A Rain of Fiery Tears

New moon coincides with this year’s Perseid meteor shower

Every day and every night, Earth’s orbit crosses paths with errant bits of cosmic dust and debris, which ignite upon contact with our atmosphere. The larger these meteors, the brighter the blaze and the farther they streak. Most times, seeing a single meteor streaking across the sky is a matter of luck.

However, the regular comings and goings of comets and an asteroid provide us with more predictable meteors. Each year in mid-August, Earth passes through the trail of comet Swift-Tuttle, which orbits our sun every 130 years or so. The resulting meteors, the Perseids, are one of the best showings. Better yet, they peak this year during new moon.

You can see Perseid meteors in any part of the sky, but they all appear to emanate from the constellation Perseus, which rises in the northeast around 11pm. Late Sunday and early Monday offers the greatest concentration; as many as 80 meteors an hour may streak across the sky.

Even now and in the week following the peak, the Perseids deliver smaller counts, ranging from a dozen an hour to 30 or 40 on the 11th/12th and the 13th/14th.
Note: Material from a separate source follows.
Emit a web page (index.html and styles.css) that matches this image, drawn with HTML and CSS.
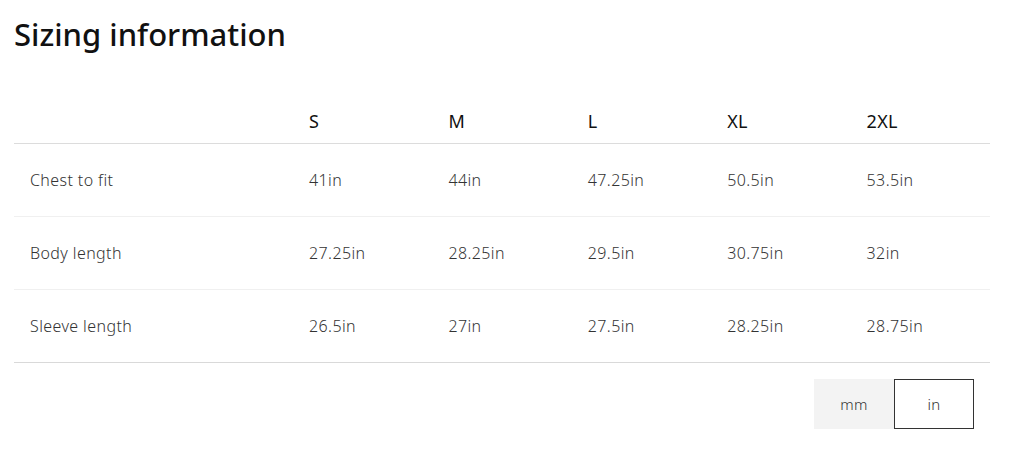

The Perseids are also known as the Tears of St. Lawrence, named after the early Christian martyr Laurentius. In the midst of being tortured upon an outdoor stove, Laurentius cried out to his Roman tormentors, “I am already roasted on one side, and, if thou wouldst have me well cooked, it is time to turn me on the other.” The celebration of the martyr Laurentius’s death and the feast of St. Lawrence on August 10 coincides with the annual peak of fiery tears criss-crossing the skies between August 8 and 14.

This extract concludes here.